Make an exact copy of the lines below.

****************************************

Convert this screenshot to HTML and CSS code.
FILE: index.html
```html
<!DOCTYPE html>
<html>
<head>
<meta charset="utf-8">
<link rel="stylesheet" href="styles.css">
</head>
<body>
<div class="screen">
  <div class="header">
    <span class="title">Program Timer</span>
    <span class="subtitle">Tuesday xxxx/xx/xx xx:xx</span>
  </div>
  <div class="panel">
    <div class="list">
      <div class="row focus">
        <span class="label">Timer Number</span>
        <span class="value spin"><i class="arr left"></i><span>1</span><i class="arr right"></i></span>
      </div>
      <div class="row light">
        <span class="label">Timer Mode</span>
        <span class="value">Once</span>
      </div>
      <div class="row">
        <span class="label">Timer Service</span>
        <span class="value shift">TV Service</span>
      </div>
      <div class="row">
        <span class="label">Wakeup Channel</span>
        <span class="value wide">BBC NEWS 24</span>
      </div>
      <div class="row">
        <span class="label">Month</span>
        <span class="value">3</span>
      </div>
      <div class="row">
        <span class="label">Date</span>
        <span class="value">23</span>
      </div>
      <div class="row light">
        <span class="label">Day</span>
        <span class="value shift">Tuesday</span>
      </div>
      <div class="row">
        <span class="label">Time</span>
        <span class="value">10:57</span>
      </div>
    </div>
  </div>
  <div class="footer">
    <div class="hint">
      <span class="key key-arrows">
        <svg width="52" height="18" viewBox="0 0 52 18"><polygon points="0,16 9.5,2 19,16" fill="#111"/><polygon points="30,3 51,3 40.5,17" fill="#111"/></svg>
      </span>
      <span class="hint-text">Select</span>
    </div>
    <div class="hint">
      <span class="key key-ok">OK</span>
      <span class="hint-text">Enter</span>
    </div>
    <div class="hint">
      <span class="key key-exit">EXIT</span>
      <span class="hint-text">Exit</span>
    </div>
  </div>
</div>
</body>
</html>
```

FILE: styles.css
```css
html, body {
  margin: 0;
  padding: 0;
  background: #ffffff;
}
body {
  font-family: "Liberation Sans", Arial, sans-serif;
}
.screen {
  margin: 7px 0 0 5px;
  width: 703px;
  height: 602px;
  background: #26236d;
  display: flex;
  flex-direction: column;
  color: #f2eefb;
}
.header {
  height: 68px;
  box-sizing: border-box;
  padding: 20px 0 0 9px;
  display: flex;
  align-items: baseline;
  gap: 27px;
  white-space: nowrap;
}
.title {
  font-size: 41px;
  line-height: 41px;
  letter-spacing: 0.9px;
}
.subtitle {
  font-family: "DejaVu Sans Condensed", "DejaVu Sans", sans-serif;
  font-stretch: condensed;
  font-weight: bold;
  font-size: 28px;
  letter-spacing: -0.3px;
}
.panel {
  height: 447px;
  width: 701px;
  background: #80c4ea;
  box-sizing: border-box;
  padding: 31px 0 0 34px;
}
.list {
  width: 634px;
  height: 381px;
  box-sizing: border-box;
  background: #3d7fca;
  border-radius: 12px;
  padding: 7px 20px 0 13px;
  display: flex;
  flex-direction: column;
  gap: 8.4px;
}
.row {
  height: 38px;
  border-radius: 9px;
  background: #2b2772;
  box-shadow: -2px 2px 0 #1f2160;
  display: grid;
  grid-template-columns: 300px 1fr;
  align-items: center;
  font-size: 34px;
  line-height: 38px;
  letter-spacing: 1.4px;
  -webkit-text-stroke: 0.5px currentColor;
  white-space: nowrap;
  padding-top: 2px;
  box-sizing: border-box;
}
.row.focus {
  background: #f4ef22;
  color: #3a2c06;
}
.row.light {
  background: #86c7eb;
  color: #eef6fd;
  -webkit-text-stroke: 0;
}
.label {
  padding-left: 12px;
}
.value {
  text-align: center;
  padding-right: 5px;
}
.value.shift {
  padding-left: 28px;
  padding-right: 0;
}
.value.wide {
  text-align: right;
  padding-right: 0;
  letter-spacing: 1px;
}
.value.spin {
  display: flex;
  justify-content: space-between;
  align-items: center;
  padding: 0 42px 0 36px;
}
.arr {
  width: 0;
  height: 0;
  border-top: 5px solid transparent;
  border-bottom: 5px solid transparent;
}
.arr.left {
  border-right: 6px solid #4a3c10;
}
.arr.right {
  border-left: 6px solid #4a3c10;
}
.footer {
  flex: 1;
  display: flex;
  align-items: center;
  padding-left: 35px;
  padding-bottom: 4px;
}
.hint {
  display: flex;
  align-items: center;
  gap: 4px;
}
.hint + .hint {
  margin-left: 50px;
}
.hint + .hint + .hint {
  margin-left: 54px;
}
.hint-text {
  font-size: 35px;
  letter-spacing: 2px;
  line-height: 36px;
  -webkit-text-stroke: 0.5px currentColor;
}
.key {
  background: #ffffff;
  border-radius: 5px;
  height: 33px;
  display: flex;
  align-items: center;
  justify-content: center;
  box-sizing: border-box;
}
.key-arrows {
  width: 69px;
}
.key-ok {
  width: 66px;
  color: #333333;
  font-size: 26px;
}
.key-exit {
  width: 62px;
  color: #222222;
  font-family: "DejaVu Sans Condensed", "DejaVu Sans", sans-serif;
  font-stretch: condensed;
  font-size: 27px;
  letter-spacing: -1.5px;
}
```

****************************************

Answer to the problem:
Convert this screenshot to HTML and CSS code.
FILE: index.html
```html
<!DOCTYPE html>
<html>
<head>
<meta charset="utf-8">
<link rel="stylesheet" href="styles.css">
</head>
<body>
<div class="screen">
  <div class="header">
    <span class="title">Program Timer</span>
    <span class="subtitle">Tuesday xxxx/xx/xx xx:xx</span>
  </div>
  <div class="panel">
    <div class="list">
      <div class="row focus">
        <span class="label">Timer Number</span>
        <span class="value spin"><i class="arr left"></i><span>1</span><i class="arr right"></i></span>
      </div>
      <div class="row light">
        <span class="label">Timer Mode</span>
        <span class="value">Once</span>
      </div>
      <div class="row">
        <span class="label">Timer Service</span>
        <span class="value shift">TV Service</span>
      </div>
      <div class="row">
        <span class="label">Wakeup Channel</span>
        <span class="value wide">BBC NEWS 24</span>
      </div>
      <div class="row">
        <span class="label">Month</span>
        <span class="value">3</span>
      </div>
      <div class="row">
        <span class="label">Date</span>
        <span class="value">23</span>
      </div>
      <div class="row light">
        <span class="label">Day</span>
        <span class="value shift">Tuesday</span>
      </div>
      <div class="row">
        <span class="label">Time</span>
        <span class="value">10:57</span>
      </div>
    </div>
  </div>
  <div class="footer">
    <div class="hint">
      <span class="key key-arrows">
        <svg width="52" height="18" viewBox="0 0 52 18"><polygon points="0,16 9.5,2 19,16" fill="#111"/><polygon points="30,3 51,3 40.5,17" fill="#111"/></svg>
      </span>
      <span class="hint-text">Select</span>
    </div>
    <div class="hint">
      <span class="key key-ok">OK</span>
      <span class="hint-text">Enter</span>
    </div>
    <div class="hint">
      <span class="key key-exit">EXIT</span>
      <span class="hint-text">Exit</span>
    </div>
  </div>
</div>
</body>
</html>
```

FILE: styles.css
```css
html, body {
  margin: 0;
  padding: 0;
  background: #ffffff;
}
body {
  font-family: "Liberation Sans", Arial, sans-serif;
}
.screen {
  margin: 7px 0 0 5px;
  width: 703px;
  height: 602px;
  background: #26236d;
  display: flex;
  flex-direction: column;
  color: #f2eefb;
}
.header {
  height: 68px;
  box-sizing: border-box;
  padding: 20px 0 0 9px;
  display: flex;
  align-items: baseline;
  gap: 27px;
  white-space: nowrap;
}
.title {
  font-size: 41px;
  line-height: 41px;
  letter-spacing: 0.9px;
}
.subtitle {
  font-family: "DejaVu Sans Condensed", "DejaVu Sans", sans-serif;
  font-stretch: condensed;
  font-weight: bold;
  font-size: 28px;
  letter-spacing: -0.3px;
}
.panel {
  height: 447px;
  width: 701px;
  background: #80c4ea;
  box-sizing: border-box;
  padding: 31px 0 0 34px;
}
.list {
  width: 634px;
  height: 381px;
  box-sizing: border-box;
  background: #3d7fca;
  border-radius: 12px;
  padding: 7px 20px 0 13px;
  display: flex;
  flex-direction: column;
  gap: 8.4px;
}
.row {
  height: 38px;
  border-radius: 9px;
  background: #2b2772;
  box-shadow: -2px 2px 0 #1f2160;
  display: grid;
  grid-template-columns: 300px 1fr;
  align-items: center;
  font-size: 34px;
  line-height: 38px;
  letter-spacing: 1.4px;
  -webkit-text-stroke: 0.5px currentColor;
  white-space: nowrap;
  padding-top: 2px;
  box-sizing: border-box;
}
.row.focus {
  background: #f4ef22;
  color: #3a2c06;
}
.row.light {
  background: #86c7eb;
  color: #eef6fd;
  -webkit-text-stroke: 0;
}
.label {
  padding-left: 12px;
}
.value {
  text-align: center;
  padding-right: 5px;
}
.value.shift {
  padding-left: 28px;
  padding-right: 0;
}
.value.wide {
  text-align: right;
  padding-right: 0;
  letter-spacing: 1px;
}
.value.spin {
  display: flex;
  justify-content: space-between;
  align-items: center;
  padding: 0 42px 0 36px;
}
.arr {
  width: 0;
  height: 0;
  border-top: 5px solid transparent;
  border-bottom: 5px solid transparent;
}
.arr.left {
  border-right: 6px solid #4a3c10;
}
.arr.right {
  border-left: 6px solid #4a3c10;
}
.footer {
  flex: 1;
  display: flex;
  align-items: center;
  padding-left: 35px;
  padding-bottom: 4px;
}
.hint {
  display: flex;
  align-items: center;
  gap: 4px;
}
.hint + .hint {
  margin-left: 50px;
}
.hint + .hint + .hint {
  margin-left: 54px;
}
.hint-text {
  font-size: 35px;
  letter-spacing: 2px;
  line-height: 36px;
  -webkit-text-stroke: 0.5px currentColor;
}
.key {
  background: #ffffff;
  border-radius: 5px;
  height: 33px;
  display: flex;
  align-items: center;
  justify-content: center;
  box-sizing: border-box;
}
.key-arrows {
  width: 69px;
}
.key-ok {
  width: 66px;
  color: #333333;
  font-size: 26px;
}
.key-exit {
  width: 62px;
  color: #222222;
  font-family: "DejaVu Sans Condensed", "DejaVu Sans", sans-serif;
  font-stretch: condensed;
  font-size: 27px;
  letter-spacing: -1.5px;
}
```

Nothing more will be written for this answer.